Diamond是一个用于比对query蛋白和数据库蛋白(blastp)或query核苷酸序列和数据库蛋白(blastx)的软件,官方测试其性能为blast+的500~20000倍,好像很厉害的样子:
- Pairwise alignment of proteins and translated DNA at 500x-20,000x speed of BLAST.
- Frameshift alignments for long read analysis.
- Low resource requirements and suitable for running on standard desktops or laptops.
- Various output formats, including BLAST pairwise, tabular and XML, as well as taxonomic classification.
- 生信技能树上面有讲Diamond和blast+的比较。
- 下面是引自Universität Tübingen的介绍
(DIAMOND is a new alignment tool for aligning short DNA sequencing reads to a protein reference database such as NCBI-NR. On Illumina reads of length 100-150bp, in fast mode, DIAMOND is about 20,000 times faster than BLASTX, while reporting about 80-90% of all matches that BLASTX finds, with an e-value of at most 1e-5. In sensitive mode, DIAMOND ist about 2,500 times faster than BLASTX, finding more than 94% of all matches.)
所以,还是学一学吧
下面是对diamond官方manual的简短介绍:
- 有四个主要的程序:
- makedb
- blastp
- blastx
- view
- -b 默认参数为2,指定使用32G的运行内存,如果计算机RAM充足,可以使用更大的数值
-k 指定返回的比对数目
-e 指定E-value,默认0.001,比blast+的默认值更加严格
-f 输出格式,我比较喜欢6,和blast+一样,可以选择输出哪些fields
-o 输出到哪个文件中
-p 指定使用的核心数目
--min-score 指定blast的score值,该值在指定时-e便会无效
--seg mask的参数,指定时会把query的低复杂度的区段给mask掉
-c 设置chunk的数目,值越大内存消耗和性能都会下降,设置为1时分析最快,不可以设置大于4(默认值)
-q query序列,fasta和fastq格式都可以 - 下面是Diamond在Github上的一点使用说明:
- The program may use quite a lot of memory and also temporary disk space.
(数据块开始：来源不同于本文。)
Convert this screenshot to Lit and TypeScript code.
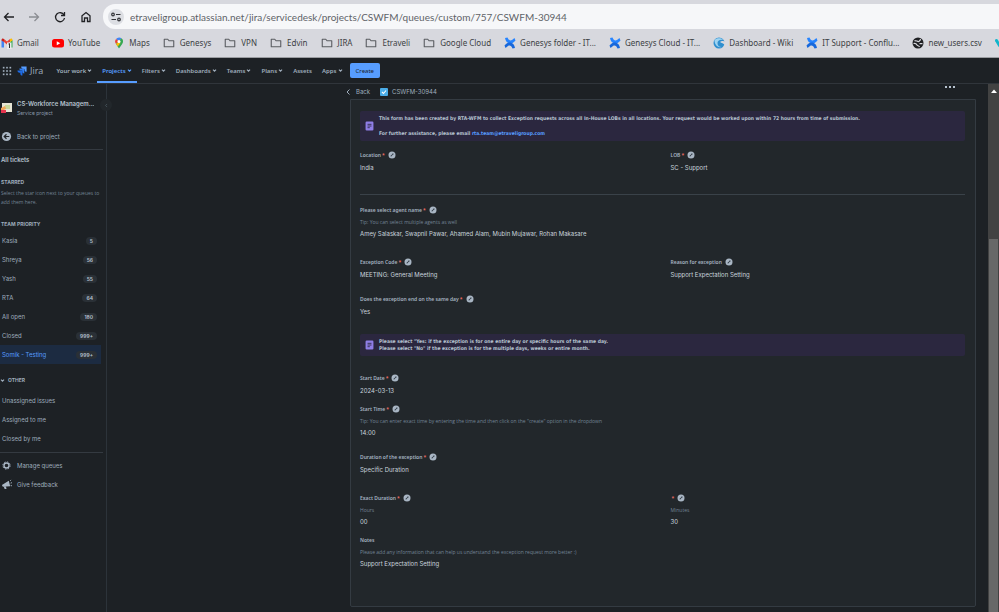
import { LitElement, html, css, svg, nothing } from "lit";
import { customElement, property } from "lit/decorators.js";
import { classMap } from "lit/directives/class-map.js";

const icon = (box: number, cls: string, body: unknown) =>
  html`<svg class="icon ${cls}" viewBox="0 0 ${box} ${box}" aria-hidden="true">${body}</svg>`;

const chevron = icon(8, "i5", svg`<path d="M1.500 2.500 4 5l2.500-2.500" fill="none" stroke="currentColor" stroke-width="1.800"/>`);
const folder = icon(24, "i12", svg`<path d="M2.500 4.500h7l2.500 3h9.500v12h-19z" fill="none" stroke="#5b5d62" stroke-width="2.200" stroke-linejoin="round"/>`);
const confluence = icon(24, "i12", svg`
  <path d="M2 2l5-1c2 5 5 7 9 5l5-4 2 5c-4 5-8 7-12 6C6 12 3 8 2 2z" fill="#2684ff"/>
  <path d="M22 22l-5 1c-2-5-5-7-9-5l-5 4-2-5c4-5 8-7 12-6 5 1 8 5 9 11z" fill="#1868db"/>`);
const gmail = icon(24, "i12", svg`
  <path d="M1 21V6l5 4v11z" fill="#4285f4"/><path d="M18 21V10l5-4v15z" fill="#34a853"/>
  <path d="M6 10V4l6 5 6-5v6l-6 5z" fill="#ea4335"/><path d="M1 6c0-3 3-4 5-2v6L1 7z" fill="#c5221f"/>
  <path d="M18 4c2-2 5-1 5 2v1l-5 3z" fill="#fbbc04"/><rect x="12" y="11" width="9" height="13" fill="#e9eaec"/>
  <path d="M15 14l2-1v9" stroke="#333" stroke-width="2" fill="none"/>`);
const youtube = icon(24, "i12", svg`<rect x="0" y="4" width="24" height="17" rx="5" fill="#f00"/><path d="M9.500 8.500v8l7-4z" fill="#fff"/>`);
const maps = icon(24, "i12", svg`
  <path d="M12 1a8 8 0 0 0-6 3l6 5 5-6.500A8 8 0 0 0 12 1z" fill="#4285f4"/>
  <path d="M6 4c-3 4-2 7 0 10l6-5z" fill="#ea4335"/><path d="M17 2.500c4 3 4 8 1 12L12 23 6 14z" fill="#34a853"/>
  <path d="M6 14l6-5 3 3-5.500 7z" fill="#fbbc04"/><circle cx="12" cy="9" r="3" fill="#fff"/>`);
const wiki = icon(24, "i12", svg`
  <circle cx="12" cy="12" r="11" fill="#2f8fcf"/><path d="M3 6c5-5 13-5 18 0-7-2-12 1-12 6s3 8 8 8C9 22 3 15 3 6z" fill="#9ed4f2"/>
  <path d="M14 10c3-3 8-2 10 0v6c-3-3-7-4-10-6z" fill="#d7d8de"/>`);
const globe = icon(24, "i12", svg`
  <circle cx="12" cy="12" r="11" fill="#202124"/><path d="M5 7c4 0 5 2 8 2s2-4 5-4" stroke="#d7d8de" stroke-width="2.500" fill="none"/>
  <path d="M3 13c4-1 6 1 7 3s4 1 5 4M15 13h6" stroke="#d7d8de" stroke-width="2.500" fill="none"/>`);
const tail = icon(24, "i12", svg`<path d="M3 7l6 10" stroke="#12b5cb" stroke-width="6" stroke-linecap="round"/><path d="M13 17l5-9" stroke="#f29900" stroke-width="6" stroke-linecap="round"/>`);
const noEdit = html`<svg class="icon i8" viewBox="0 0 16 16" role="img" aria-label="Not editable">
  <circle cx="8" cy="8" r="7" fill="#a9b6c4"/><path d="M5 11l.6-2.400 4.200-4.200 1.800 1.800-4.200 4.200z" fill="#3f4a55"/>
  <path d="M4 4l8 8" stroke="#a9b6c4" stroke-width="1.200"/></svg>`;
const note = icon(16, "note", svg`<rect x="1" y="0" width="14" height="16" rx="2" fill="#8f7ee7"/><path d="M4.500 5h7M4.500 8h7M4.500 11h4" stroke="#2b273f" stroke-width="1.500"/>`);

const base = css`
  * { box-sizing: border-box; }
  a { color: inherit; text-decoration: none; }
  button { font: inherit; color: inherit; border: 0; padding: 0; background: none; display: flex; align-items: center; }
  p, h1, h2, ul, dl, dd, dt { margin: 0; padding: 0; font: inherit; list-style: none; }
  .icon { display: block; flex: none; }
  .i5 { width: 5px; height: 5px; }
  .i8 { width: 8px; height: 8px; }
  .i10 { width: 10px; height: 10px; }
  .i12 { width: 12px; height: 12px; }
`;

@customElement("browser-bar")
class BrowserBar extends LitElement {
  static styles = [base, css`
    :host { display: block; background: #d7d8de; color: #3c3f44; border-bottom: 1px solid #9b9da1; overflow: hidden; }
    .tools { display: flex; align-items: center; height: 33px; padding-left: 2px; }
    .tool { width: 25px; height: 24px; justify-content: center; margin-right: 1px; }
    .tool:first-child { width: 13px; margin-right: 6px; }
    .address { flex: 1; display: flex; align-items: center; gap: 6px; height: 25px; margin-left: 4px; padding-left: 5px; background: #f6f7f9; border-radius: 12px 0 0 12px; }
    .site { width: 16px; height: 16px; justify-content: center; border-radius: 8px; background: #dcdee3; flex: none; }
    input { flex: 1; min-width: 0; border: 0; padding: 0; background: none; color: #5f6368; outline: 0; font: 10px Lato, sans-serif; }
    .marks { display: flex; gap: 13px; height: 24px; padding: 0 0 5px 1px; font-size: 8px; white-space: nowrap; align-items: center; }
    .marks a { display: flex; align-items: center; gap: 4px; }
    .marks a.dir { gap: 5px; }
    .i12 { color: #202124; }
  `];
  marks: [unknown, string][] = [
    [gmail, "Gmail"], [youtube, "YouTube"], [maps, "Maps"], [folder, "Genesys"], [folder, "VPN"], [folder, "Edvin"],
    [folder, "JIRA"], [folder, "Etraveli"], [folder, "Google Cloud"], [confluence, "Genesys folder - IT..."],
    [confluence, "Genesys Cloud - IT..."], [wiki, "Dashboard - Wiki"], [confluence, "IT Support - Conflu..."],
    [globe, "new_users.csv"], [tail, ""],
  ];
  render() {
    const line = (d: string, color = "currentColor") =>
      icon(24, "i12", svg`<path d=${d} fill="none" stroke=${color} stroke-width="2.600"/>`);
    return html`
      <div class="tools">
        <button class="tool" aria-label="Back">${line("M22 12H4M11 4l-8 8 8 8")}</button>
        <button class="tool" aria-label="Forward">${line("M2 12h18M13 4l8 8-8 8", "#8b8d92")}</button>
        <button class="tool" aria-label="Reload">${line("M20 8a9 9 0 1 0 1 6M21 2v7h-7")}</button>
        <button class="tool" aria-label="Home">${line("M4 21V9.500L12 3l8 6.500V21h-5v-7H9v7z")}</button>
        <div class="address">
          <button class="site" aria-label="Site information">
            ${icon(24, "i12", svg`<g fill="none" stroke="#303236" stroke-width="2.400"><circle cx="6" cy="7" r="2.600"/><path d="M12 7h9M3 17h9"/><circle cx="18" cy="17" r="2.600"/></g>`)}
          </button>
          <input aria-label="Address" .value=${"etraveligroup.atlassian.net/jira/servicedesk/projects/CSWFM/queues/custom/757/CSWFM-30944"} />
        </div>
      </div>
      <nav class="marks" aria-label="Bookmarks">
        ${this.marks.map(([i, t]) => html`<a href="#" class=${classMap({ dir: i === folder })} aria-label=${t || "More"}>${i}${t}</a>`)}
      </nav>`;
  }
}

@customElement("jira-nav")
class JiraNav extends LitElement {
  static styles = [base, css`
    :host { display: flex; align-items: stretch; height: 26px; padding-left: 2px; background: #1d2125; border-bottom: 1px solid #30353b; color: #9fadbc; font-size: 6px; font-weight: 600; white-space: nowrap; }
    .brand { display: flex; align-items: center; gap: 3px; margin: 0 8px 0 5px; font: 9px "Open Sans", sans-serif; color: #9fadbc; }
    .item { display: flex; align-items: center; gap: 1px; padding: 2px 5px 0; border-bottom: 2px solid transparent; }
    .item.on { color: #579dff; border-color: #579dff; }
    .create { align-self: center; height: 15px; margin-left: 2px; padding: 0 6px; border-radius: 2px; background: #579dff; color: #1d2125; font-weight: 400; }
  `];
  render() {
    const items = ["Your work", "Projects", "Filters", "Dashboards", "Teams", "Plans", "Assets", "Apps"];
    return html`
      <button aria-label="Switch app">
        ${icon(12, "i10", svg`<g fill="#9fadbc">${[1, 5, 9].map((x) => [1, 5, 9].map((y) => svg`<rect x=${x} y=${y} width="2" height="2"/>`))}</g>`)}
      </button>
      <a class="brand" href="#">
        ${icon(24, "i10", svg`<path d="M10 1h13v13c-3 0-5-2-5-5V7h-3c-3 0-5-3-5-6z" fill="#579dff"/><path d="M5.500 6h12v12c-3 0-5-2-5-4v-3h-2c-3 0-5-2-5-5z" fill="#2f7df0"/><path d="M1 11h12v12c-3 0-5-2-5-4v-3H6c-3 0-5-2-5-5z" fill="#1d6ae5"/>`)}Jira
      </a>
      ${items.map((t) => html`<a href="#" class=${classMap({ item: true, on: t === "Projects" })}>${t}${t === "Assets" ? nothing : chevron}</a>`)}
      <button class="create">Create</button>`;
  }
}

@customElement("project-sidebar")
class ProjectSidebar extends LitElement {
  static styles = [base, css`
    :host { display: block; width: 107px; flex: none; border-right: 1px solid #2c333a; color: #9fadbc; font-size: 6px; position: relative; white-space: nowrap; }
    .project { display: flex; align-items: center; gap: 5px; padding: 15px 0 0; }
    .name { font-weight: 600; line-height: 10px; color: #b6c2cf; overflow: hidden; text-overflow: ellipsis; }
    .kind { font-size: 5px; line-height: 8px; color: #8c9bab; }
    .lead { display: flex; align-items: center; gap: 5px; height: 19px; padding-left: 1px; }
    .back { margin: 10px 0 3px; }
    .rule { height: 1px; width: 103px; background: #343a41; }
    .foot { margin: 4px 0 3px; }
    .all { display: block; padding: 4px 0 0 1px; line-height: 12px; font-weight: 600; color: #b6c2cf; }
    h2 { padding-left: 1px; margin-top: 12px; font-size: 5px; font-weight: 700; line-height: 8px; }
    .hint { padding: 3px 0 1px 1px; font: 5px "Open Sans", sans-serif; line-height: 9px; color: #738496; white-space: normal; }
    ul { padding-top: 3px; }
    .other + ul { padding-top: 7px; }
    .row { display: flex; align-items: center; justify-content: space-between; width: 101px; height: 19px; padding: 0 4px 0 2px; }
    .row.on { background: #1c2b41; color: #579dff; }
    .count { padding: 0 4px; border-radius: 4px; line-height: 8px; background: #2a3036; color: #b6c2cf; font-size: 5px; font-weight: 600; }
    .other { display: flex; align-items: center; gap: 3px; padding-left: 0; }
    .i11 { width: 11px; height: 11px; }
    .fold { position: absolute; right: -6px; top: 15px; width: 12px; height: 12px; border-radius: 6px; background: #22272b; justify-content: center; color: #596773; }
  `];
  render() {
    const queues = [["Kasia", "5"], ["Shreya", "56"], ["Yash", "55"], ["RTA", "64"], ["All open", "180"], ["Closed", "999+"], ["Somik - Testing", "999+"]];
    return html`
      <div class="project">
        ${icon(12, "i12", svg`<rect x="2" y="1" width="10" height="9" fill="#e6e4d4"/><rect x="5" y="3" width="5" height="4" fill="#c9d89c"/><path d="M1 6l4-2 1 3-5 2z" fill="#f2a65a"/><rect x="1" y="8" width="5" height="3" fill="#e5344e"/>`)}
        <div><h1 class="name">CS-Workforce Managem...</h1><p class="kind">Service project</p></div>
      </div>
      <a class="lead back" href="#">
        ${icon(24, "i11", svg`<circle cx="12" cy="12" r="10" fill="#a9b6c4"/><path d="M18 12H8M12 7l-5 5 5 5" stroke="#1d2125" stroke-width="2.600" fill="none"/>`)}Back to project
      </a>
      <div class="rule"></div>
      <a class="all" href="#">All tickets</a>
      <h2>STARRED</h2>
      <p class="hint">Select the star icon next to your queues to add them here.</p>
      <h2>TEAM PRIORITY</h2>
      <ul>${queues.map(([n, c]) => html`<li><a href="#" class=${classMap({ row: true, on: n.startsWith("Somik") })}>${n}<span class="count">${c}</span></a></li>`)}</ul>
      <h2 class="other">${chevron}OTHER</h2>
      <ul>${["Unassigned issues", "Assigned to me", "Closed by me"].map((n) => html`<li><a href="#" class="row">${n}</a></li>`)}</ul>
      <div class="rule foot"></div>
      <a class="lead" href="#">${icon(24, "i11", svg`<g fill="none" stroke="#a9b6c4"><circle cx="12" cy="12" r="5.500" stroke-width="3"/><circle cx="12" cy="12" r="8" stroke-width="2" stroke-dasharray="3.140 3.140"/></g>`)}Manage queues</a>
      <a class="lead" href="#">${icon(24, "i11", svg`<path d="M2 13l15-9 3 12-16 1zM6 17l5 0 1 5H8z" fill="#a9b6c4"/><path d="M20 4l2-2M21 9l3-1M21 14l3 1" stroke="#a9b6c4" stroke-width="2"/>`)}Give feedback</a>
      <button class="fold" aria-label="Collapse sidebar">${icon(8, "i5", svg`<path d="M5 1.500 2.500 4 5 6.500" fill="none" stroke="currentColor"/>`)}</button>`;
  }
}

@customElement("form-field")
class FormField extends LitElement {
  @property() label = "";
  @property() tip = "";
  @property() value = "";
  @property({ type: Boolean }) required = false;
  @property({ type: Boolean }) plain = false;
  static styles = [base, css`
    :host { display: block; line-height: 12px; }
    dt { display: flex; align-items: center; gap: 3px; height: 12px; font-family: "Noto Sans", sans-serif; font-size: 5px; font-weight: 600; color: #a6b3c1; }
    .star { color: #f87168; padding-left: 1px; }
    .tip { font-family: "Open Sans", sans-serif; font-size: 5px; color: #738496; }
    .value { font-size: 6px; color: #c9d3dd; }
    .lower { margin-top: 1px; }
  `];
  render() {
    return html`<dl>
      <dt><span>${this.label}${this.required ? html`<span class="star">*</span>` : nothing}</span>${this.plain ? nothing : noEdit}</dt>
      ${this.tip ? html`<dd class="tip">${this.tip}</dd>` : nothing}
      <dd class=${classMap({ value: true, lower: !this.tip })}>${this.value}</dd>
    </dl>`;
  }
}

@customElement("request-form")
class RequestForm extends LitElement {
  static styles = [base, css`
    :host { display: block; padding: 11px 10px 36px 9px; background: #22272b; border: 1px solid #343b42; border-radius: 0 0 2px 2px; }
    .banner { display: flex; align-items: center; gap: 5px; padding: 4px 5px; background: #2b273f; border-radius: 2px; color: #b6c2cf; font-family: "DejaVu Sans Condensed", "Noto Sans", sans-serif; font-size: 5px; font-weight: 700; line-height: 7px; }
    .note { width: 9px; height: 10px; }
    .link { color: #579dff; }
    .text p + p.apart { margin-top: 8px; }
    .row { display: grid; grid-template-columns: 1fr 1fr; gap: 16px; }
    .s { margin-top: 6px; }
    .m { margin-top: 12px; }
    .l { margin-top: 16px; }
    .xs { margin-top: 8px; }
    hr { height: 1px; border: 0; margin: 20px 0 9px; background: #3a4249; }
  `];
  render() {
    return html`
      <div class="banner">${note}<div class="text">
        <p>This form has been created by RTA-WFM to collect Exception requests across all In-House LOBs in all locations. Your request would be worked upon within 72 hours from time of submission.</p>
        <p class="apart">For further assistance, please email <a class="link" href="#">rta.team@etraveligroup.com</a></p>
      </div></div>
      <div class="row xs">
        <form-field label="Location" required value="India"></form-field>
        <form-field label="LOB" required value="SC - Support"></form-field>
      </div>
      <hr />
      <form-field label="Please select agent name" required tip="Tip: You can select multiple agents as well" value="Amey Salaskar, Swapnil Pawar, Ahamed Alam, Mubin Mujawar, Rohan Makasare"></form-field>
      <div class="row l">
        <form-field label="Exception Code" required value="MEETING: General Meeting"></form-field>
        <form-field label="Reason for exception" value="Support Expectation Setting"></form-field>
      </div>
      <form-field class="m" label="Does the exception end on the same day" required value="Yes"></form-field>
      <div class="banner l">${note}<div class="text">
        <p>Please select "Yes: if the exception is for one entire day or specific hours of the same day.</p>
        <p>Please select "No" if the exception is for the multiple days, weeks or entire month.</p>
      </div></div>
      <form-field class="l" label="Start Date" required value="2024-03-13"></form-field>
      <form-field class="s" label="Start Time" required tip='Tip: You can enter exact time by entering the time and then click on the "create" option in the dropdown' value="14:00"></form-field>
      <form-field class="m" label="Duration of the exception" required value="Specific Duration"></form-field>
      <div class="row l">
        <form-field label="Exact Duration" required tip="Hours" value="00"></form-field>
        <form-field required tip="Minutes" value="30"></form-field>
      </div>
      <form-field class="s" label="Notes" plain tip="Please add any information that can help us understand the exception request more better :)" value="Support Expectation Setting"></form-field>`;
  }
}

@customElement("app-root")
class AppRoot extends LitElement {
  static styles = [base, css`
    :host { display: flex; flex-direction: column; min-height: 100vh; background: #1d2125; font-family: "Noto Sans", "Open Sans", sans-serif; }
    .body { flex: 1; display: flex; align-items: stretch; font-family: Inter, "Noto Sans", sans-serif; }
    .gutter { flex: 3 1 0; }
    main { flex: 8 1 0; min-width: 0; padding: 0 12px 6px 0; color: #9fadbc; font-size: 6px; }
    .bar { display: flex; align-items: center; height: 15px; gap: 10px; }
    .crumb { display: flex; align-items: center; gap: 4px; }
    .more { margin: 0 21px 10px auto; width: 10px; }
    .sheet { margin-left: 6px; }
    .check { display: flex; align-items: center; gap: 4px; }
    .scroll { width: 11px; flex: none; display: flex; flex-direction: column; background: #424242; padding: 0 1px; }
    .up { height: 13px; display: flex; align-items: center; justify-content: center; }
    .thumb { flex: 1; background: #686868; margin-top: 142px; }
  `];
  render() {
    return html`
      <browser-bar></browser-bar>
      <jira-nav></jira-nav>
      <div class="body">
        <project-sidebar></project-sidebar>
        <div class="gutter"></div>
        <main>
          <div class="bar">
            <a class="crumb" href="#">${icon(8, "i8", svg`<path d="M5.500 1.500 3 4l2.500 2.500" fill="none" stroke="currentColor"/>`)}Back</a>
            <a class="check" href="#">${icon(16, "i8", svg`<rect width="16" height="16" rx="2" fill="#4bade8"/><path d="M4 8l3 3 5-6" stroke="#fff" stroke-width="2.200" fill="none"/>`)}CSWFM-30944</a>
            <button class="more" aria-label="More actions">${icon(10, "i10", svg`<g fill="#b6c2cf"><rect x="0" y="4" width="2" height="2"/><rect x="4" y="4" width="2" height="2"/><rect x="8" y="4" width="2" height="2"/></g>`)}</button>
          </div>
          <request-form class="sheet"></request-form>
        </main>
        <div class="scroll" aria-hidden="true">
          <div class="up">${icon(10, "i10", svg`<path d="M2 7l3-3.500L8 7z" fill="#fff"/>`)}</div>
          <div class="thumb"></div>
        </div>
      </div>`;
  }
}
Should the program fail due to running out of either one, you need to set a lower value for the block size parameter
-b
(see the manual).- The default (fast) mode was mainly designed for short reads. For longer sequences, the sensitive modes (options
--sensitive
or--more-sensitive
) are recommended.- The runtime of the program is not linear in the size of the query file and it is much more efficient for large query files (> 1 million sequences) than for smaller ones.
- Low complexity masking is applied to the query and reference sequences by default. Masked residues appear in the output as X.
- The default e-value cutoff of DIAMOND is 0.001 while that of BLAST is 10, so by default the program will search a lot more stringently than BLAST and not report weak hits.